U.S. GDP Contracted 6.2% in Q4 Of 2008; Much Worse Than Originally Reported
Not only did the statisticians of the U.S. government miss the true rate of economic descent in Q4 by a country mile; they were completely dislocated from the true rate of economic disintegration afflicting all strata of U.S. econometrics. Take for example exports, which supposedly showed some growth in the preliminary estimate, but are now shown in actuality to have been in decline. Ditto for inventory expansion. If anything, the corrected Q4 numbers tell us that the American economy is in free fall, and neither the public nor private sector analysts can give us a reliable appreciation of how severe the economic decline is in the United States in anything approaching a timely manner. In contrast, the Japanese government at least has been able to track its own economic implosion with much more accurate and timely numbers.

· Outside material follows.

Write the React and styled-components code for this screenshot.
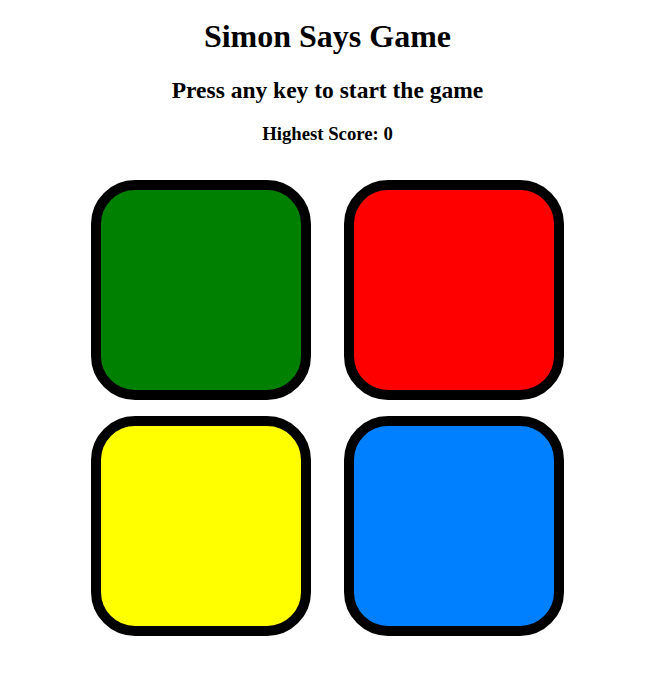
import styled, { createGlobalStyle } from 'styled-components';

const GlobalStyle = createGlobalStyle`
  body {
    margin: 0;
    background: #fff;
    font-family: "Liberation Serif", "Times New Roman", serif;
    color: #000;
  }
`;

const Page = styled.div`
  text-align: center;
  padding: 8px 5px 8px 0;
`;

const Title = styled.h1`
  font-size: 32px;
  margin: 10px 0 22px;
`;

const Status = styled.h2`
  font-size: 23.5px;
  margin: 0 0 19px;
`;

const Score = styled.h3`
  font-size: 18.72px;
  margin: 0 0 35px;
`;

const Board = styled.div`
  display: grid;
  grid-template-columns: repeat(2, 220px);
  column-gap: 33px;
  row-gap: 16px;
  justify-content: center;
`;

const Pad = styled.div`
  box-sizing: border-box;
  width: 220px;
  height: 220px;
  border: 10px solid #000;
  border-radius: 20%;
  background: ${(p) => p.$color};
  cursor: pointer;
`;

const pads = ['green', 'red', 'yellow', '#0080ff'];

export default function App() {
  return (
    <>
      <GlobalStyle />
      <Page>
        <Title>Simon Says Game</Title>
        <Status>Press any key to start the game</Status>
        <Score>Highest Score: 0</Score>
        <Board>
          {pads.map((c) => (
            <Pad key={c} $color={c} />
          ))}
        </Board>
      </Page>
    </>
  );
}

I point out the wide gap in the preliminary Q4 number and the corrected results because it is a reminder to be weary of the likely attempts by both government and Wall Street to downplay the American economic contraction while hyping the projected upside. The Obama administration has just unveiled a budget that projects a stratospheric deficit of $1.75 trillion dollars, a number equivalent to roughly 12% of the GDP. In their budget projections, Obama’s economic advisors are projecting a total GDP contraction in all of 2009 of just a little over one percent. Based on the revised Q4 contraction of negative 6.2%, how can the Obama administration believe the American economy will rebound in the middle of 2009 and sustain a modest decline in annual GDP? The answer is that President Obama’s economic team needs a GDP decline limited to just above 1% to keep the administration’s promise of cutting the gargantuan deficit in half by the end of its first term in office, at least on paper.
Political expediency may dictate how those in Washington deal with economic projections, however the Global Economic Crisis is not a respecter of political requirements. The U.S. is in a severe recession, and likely entering an economic depression. Any belief that the United States will halve its deficit while continuing with its accelerated public spending is pure fantasy.
As with the revised Q4 number on GDP, the unvarnished data that is yet to emerge throughout the course of 2009 will end up being far worse than is being currently forecast.